Phillips-Kunze retires as Park Rapids' postmaster at the end of this month. She was offered an early buyout during the service's massive reorganization, so she decided to take it.
She is only one year from retiring the old-fashioned way, by aging.
She looks like a teenager.
"I don't know what I'll do with the second half of my life," she laughs, admitting that customers are shocked that she's even close to retirement age.
She's been commuting from Perham, where the majority of her postal career was served. She was Perham's postmaster when she was recruited to come to Park Rapids in April 2007. Before that she held positions as a carrier, clerk and then postmaster in that city.
"It was a step up," she said of the transfer to Park Rapids.
Her youngest child is almost out of college. She had four grandchildren she'll see more of.
Today, if she was lugging that satchel around, it would weigh one-fourth what it did then, she estimates.

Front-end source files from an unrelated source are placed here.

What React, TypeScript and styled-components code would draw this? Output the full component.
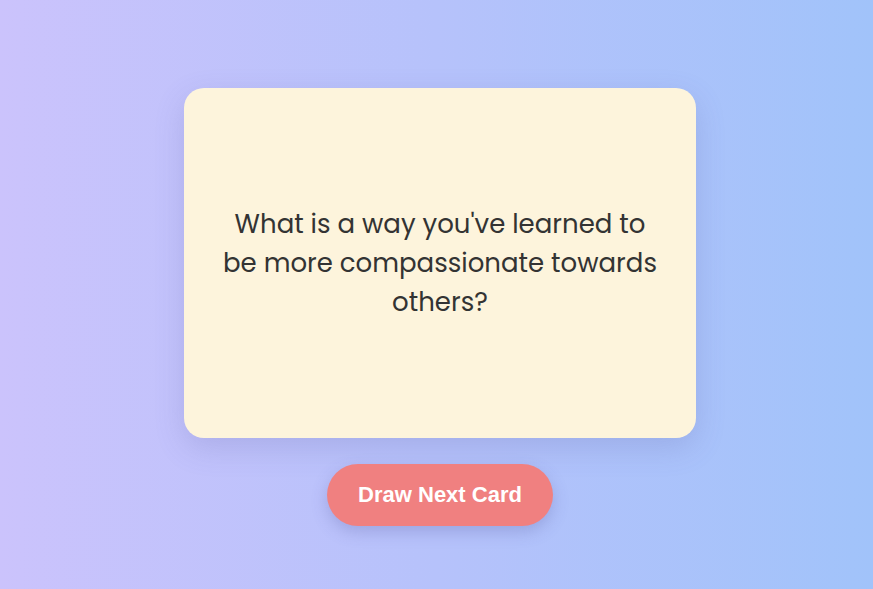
import React from "react";
import styled, { createGlobalStyle } from "styled-components";

const Global = createGlobalStyle`
  html, body { margin: 0; padding: 0; }
  body {
    min-height: 100vh;
    background: linear-gradient(to right, #cbc3fc 0%, #b6c2fb 50%, #a1c3fa 100%);
    font-family: "Poppins", "Open Sans", sans-serif;
  }
`;

const Page = styled.main`
  box-sizing: border-box;
  min-height: 100vh;
  display: flex;
  flex-direction: column;
  align-items: center;
  justify-content: center;
  padding: 25px 0 0 7px;
`;

const Card = styled.section`
  box-sizing: border-box;
  width: 512px;
  height: 350px;
  padding: 0 36px;
  background: #fdf4dc;
  border-radius: 20px;
  box-shadow: 0 10px 30px rgba(90, 90, 160, 0.2);
  display: flex;
  align-items: center;
  justify-content: center;
`;

const Question = styled.p`
  margin: 0;
  text-align: center;
  color: #333;
  font-size: 26px;
  line-height: 39px;
  font-weight: 400;
`;

const DrawButton = styled.button`
  margin-top: 26px;
  width: 226px;
  height: 62px;
  border: none;
  border-radius: 31px;
  background: #f08080;
  color: #fff;
  font-family: "Liberation Sans", Arial, sans-serif;
  font-weight: 700;
  font-size: 22px;
  cursor: pointer;
  box-shadow: 0 6px 16px rgba(80, 80, 150, 0.25);
`;

export default function App() {
  return (
    <>
      <Global />
      <Page>
        <Card>
          <Question>
            What is a way you've learned to be more compassionate towards others?
          </Question>
        </Card>
        <DrawButton>Draw Next Card</DrawButton>
      </Page>
    </>
  );
}
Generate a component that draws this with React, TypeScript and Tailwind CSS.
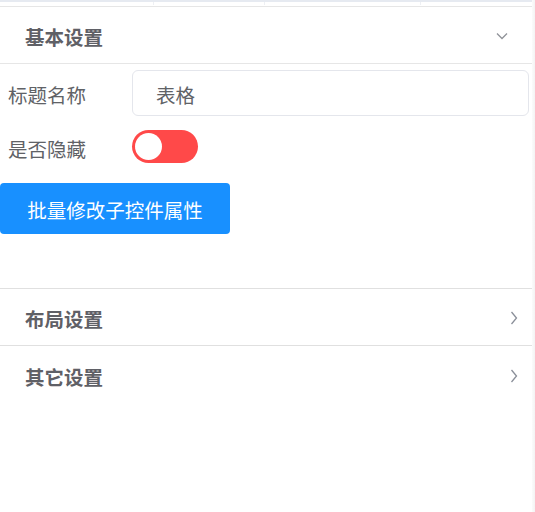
import { useState } from "react";

const font = { fontFamily: '"Noto Sans CJK SC", "Noto Sans", sans-serif' };

const Chevron = ({ open }: { open: boolean }) =>
  open ? (
    <svg width="12" height="8" viewBox="0 0 12 8" fill="none" className="mr-[24px] mt-[2px] text-[#909399]">
      <path d="M1 1.5 L6 6.5 L11 1.5" stroke="currentColor" strokeWidth="1.3" />
    </svg>
  ) : (
    <svg width="8" height="14" viewBox="0 0 8 14" fill="none" className="mr-[14px] mt-[2px] text-[#8a8f99]">
      <path d="M1.5 1 L6.5 7 L1.5 13" stroke="currentColor" strokeWidth="1.3" />
    </svg>
  );

const PanelHeader = ({ title, open, className }: { title: string; open: boolean; className?: string }) => (
  <div className={`flex h-[58px] items-center justify-between pl-[25px] ${className ?? ""}`}>
    <span className="pt-[3px] text-[19.5px] font-bold leading-none text-[#5f6066]">{title}</span>
    <Chevron open={open} />
  </div>
);

export default function App() {
  const [hidden, setHidden] = useState(false);
  return (
    <div className="flex h-[512px] w-[535px] bg-white" style={font}>
      <div className="flex flex-1 flex-col">
        <div className="relative h-[6px] border-t-2 border-[#e6eaf1]">
          <span className="absolute left-[153px] top-0 h-[3px] w-px bg-[#eef0f4]" />
          <span className="absolute left-[264px] top-0 h-[3px] w-px bg-[#eef0f4]" />
          <span className="absolute left-[420px] top-0 h-[3px] w-px bg-[#eef0f4]" />
        </div>
        <PanelHeader title="基本设置" open className="border-y border-[#e6e6e6]" />
        <div className="flex flex-col pt-[6px] pb-[54px] pr-[3px]">
          <div className="flex h-[46px] items-center">
            <label className="w-[132px] pl-[8px] pt-[3px] text-[19.5px] leading-none text-[#606266]">标题名称</label>
            <input
              defaultValue="表格"
              className="h-full flex-1 rounded-[6px] border border-[#e4e6ec] px-[23px] pt-[3px] text-[19.5px] text-[#606266] outline-none"
            />
          </div>
          <div className="mt-[13px] flex h-[34px] items-center">
            <label className="w-[132px] pl-[8px] pt-[5px] text-[19.5px] leading-none text-[#606266]">是否隐藏</label>
            <button
              onClick={() => setHidden(!hidden)}
              className={`flex h-[33px] w-[66px] items-center rounded-full px-[3px] ${
                hidden ? "justify-end bg-[#13ce66]" : "justify-start bg-[#ff4949]"
              }`}
            >
              <span className="h-[27px] w-[27px] rounded-full bg-white" />
            </button>
          </div>
          <button className="mt-[20px] h-[51px] w-[230px] rounded-[4px] bg-[#1890ff] pt-[3px] text-[19.5px] leading-none text-white">
            批量修改子控件属性
          </button>
        </div>
        <PanelHeader title="布局设置" open={false} className="border-y border-[#e0e0e0]" />
        <PanelHeader title="其它设置" open={false} />
      </div>
      <div className="w-[3px] bg-gradient-to-r from-[#fbfbfb] to-[#f3f3f3]" />
    </div>
  );
}
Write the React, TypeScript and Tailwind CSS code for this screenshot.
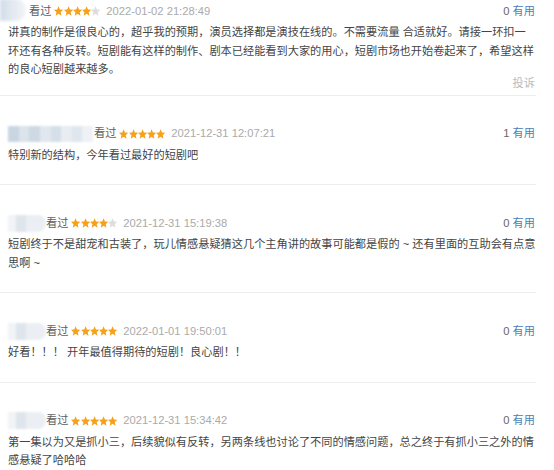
import React from "react";

type Review = {
  avatar: "top" | "wide" | "small";
  stars: number;
  date: string;
  votes: string;
  lines: string[];
  report?: boolean;
};

const reviews: Review[] = [
  {
    avatar: "top",
    stars: 4,
    date: "2022-01-02 21:28:49",
    votes: "0",
    lines: [
      "讲真的制作是很良心的，超乎我的预期，演员选择都是演技在线的。不需要流量 合适就好。请接一环扣一",
      "环还有各种反转。短剧能有这样的制作、剧本已经能看到大家的用心，短剧市场也开始卷起来了，希望这样",
      "的良心短剧越来越多。",
    ],
    report: true,
  },
  {
    avatar: "wide",
    stars: 5,
    date: "2021-12-31 12:07:21",
    votes: "1",
    lines: ["特别新的结构，今年看过最好的短剧吧"],
  },
  {
    avatar: "small",
    stars: 4,
    date: "2021-12-31 15:19:38",
    votes: "0",
    lines: [
      "短剧终于不是甜宠和古装了，玩儿情感悬疑猜这几个主角讲的故事可能都是假的 ~ 还有里面的互助会有点意",
      "思啊 ~",
    ],
  },
  {
    avatar: "small",
    stars: 5,
    date: "2022-01-01 19:50:01",
    votes: "0",
    lines: ["好看！！！ 开年最值得期待的短剧！良心剧！！"],
  },
  {
    avatar: "small",
    stars: 5,
    date: "2021-12-31 15:34:42",
    votes: "0",
    lines: [
      "第一集以为又是抓小三，后续貌似有反转，另两条线也讨论了不同的情感问题，总之终于有抓小三之外的情",
      "感悬疑了哈哈哈",
    ],
  },
];

const Star = ({ on }: { on: boolean }) => (
  <svg width="9.2" height="10" viewBox="1.5 1 21 21" preserveAspectRatio="none">
    <path
      d="M12 1.5l3.1 7 7.4.6-5.6 4.9 1.7 7.4L12 17.5l-6.6 3.9 1.7-7.4L1.5 9.1l7.4-.6z"
      fill={on ? "#f7a11a" : "#dddddd"}
    />
  </svg>
);

const Avatar = ({ kind }: { kind: Review["avatar"] }) => {
  if (kind === "top") {
    return (
      <div className="w-[29px] h-[20px] shrink-0 relative -mt-[4px]">
        <div className="absolute left-0 top-0 w-[26px] h-[22px] rounded-r-[10px] bg-gradient-to-r from-[#d3dde8] via-[#e3e9f0] to-[#f2f4f7] blur-[1.5px]" />
      </div>
    );
  }
  if (kind === "wide") {
    const cols = ["#c9d6e2", "#dbe3eb", "#ced9e4", "#e1e7ee", "#d6dfe8", "#e8edf2", "#dfe6ed", "#eef1f5"];
    return (
      <div className="w-[85px] h-[16px] shrink-0 flex blur-[1px] mr-[1px]">
        {cols.map((c, i) => (
          <div key={i} className="flex-1 h-full" style={{ backgroundColor: c }} />
        ))}
      </div>
    );
  }
  return (
    <div className="w-[38px] h-[17px] shrink-0 flex blur-[1px]">
      <div className="w-[8px] h-full bg-[#f1f3f6]" />
      <div className="w-[10px] h-full bg-[#dfe5ec]" />
      <div className="flex-1 h-full rounded-r-[8px] bg-[#ebeff3]" />
    </div>
  );
};

export default function App() {
  return (
    <div className="w-[554px] h-[470px] overflow-hidden bg-white font-['Liberation_Sans','Noto_Sans_CJK_SC',sans-serif] text-[11.2px]">
      <div className="w-[536px]">
        {reviews.map((r, idx) => (
          <div
            key={idx}
            className={`border-b border-[#eeeeee] ${
              idx === 0 ? "pt-[1px] pb-[5px]" : "pt-[28px] pb-[20px]"
            }`}
          >
            <div className={`flex items-center h-[20px] ${r.avatar === "top" ? "" : "pl-[8px]"}`}>
              <Avatar kind={r.avatar} />
              <span className="text-[#5e5e5e]">看过</span>
              <div className="flex ml-[3px]">
                {[0, 1, 2, 3, 4].map((i) => (
                  <Star key={i} on={i < r.stars} />
                ))}
              </div>
              <span className="ml-[6px] text-[#aaaaaa]">{r.date}</span>
              <div className="ml-auto pr-[1px] whitespace-nowrap">
                <span className="text-[#666666]">{r.votes}</span>{" "}
                <span className="text-[#4a82b6]">有用</span>
              </div>
            </div>
            <div className="mt-[2px] pl-[8px] leading-[18.5px] text-[#444444]">
              {r.lines.map((l, i) => (
                <div key={i} className="whitespace-nowrap">
                  {l}
                </div>
              ))}
            </div>
            {r.report && (
              <div className="-mt-[3px] text-right pr-[1px] leading-[14px] text-[#bbbbbb]">投诉</div>
            )}
          </div>
        ))}
      </div>
    </div>
  );
}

"People don't write letters anymore," she said. "It's sad. Birthday cards are all electronic and Facebook."
Phillips-Kunze is leaving a beleaguered business battered by politics and trying to stave off bankruptcy.
The U.S. Postal Service lost $3.2 billion in the second quarter of this year and reported it is unable to make a $5.5 billion payment Aug. 1 for its retiree health account for 2011.
Another $5.5 billion payment is due Sept. 30 to cover 2012 retiree accounts.
Computers transmit much of today's communications.
Packages are now being sent via UPS and Federal Express.
"E-mails and electronics" have overshadowed the post office's raison d'etre, she acknowledged.
And Phillips-Kunze retires while a "defined benefit" level is still in place, one that gives out pension and medical benefits to all retirees.
She's leaving the politics behind, but admits to pressures as a postmaster.
Electronics have diminished the support system postmasters used to have by personally meeting and discussing issues.
"We don't meet with our peers to get the support we used to," she said, "Everything is handled electronically."
She's looking forward to gardening, reading, walking and swimming.
She briefly thought of a landscaping career after a lifetime of hard work spent as a Certified Nurse's Assistant, working at a Tasty Freeze, at the Barrel of Fun factory and in the U.S. Postal Service.
"My dad had a really strong work ethic," said the eldest of six kids. "If you were 12 you could work."
But landscaping may have to be a hobby, not a vocation. She said she doubts she can still do the heavy lifting required.
A temporary officer will be put in charge of the Park Rapids office until the position is filled, likely by October.
Even the hiring process is done online, she said.
So the lucky candidate won't be getting a card in the mail informing her or him they got the job or delivered by postal carrier.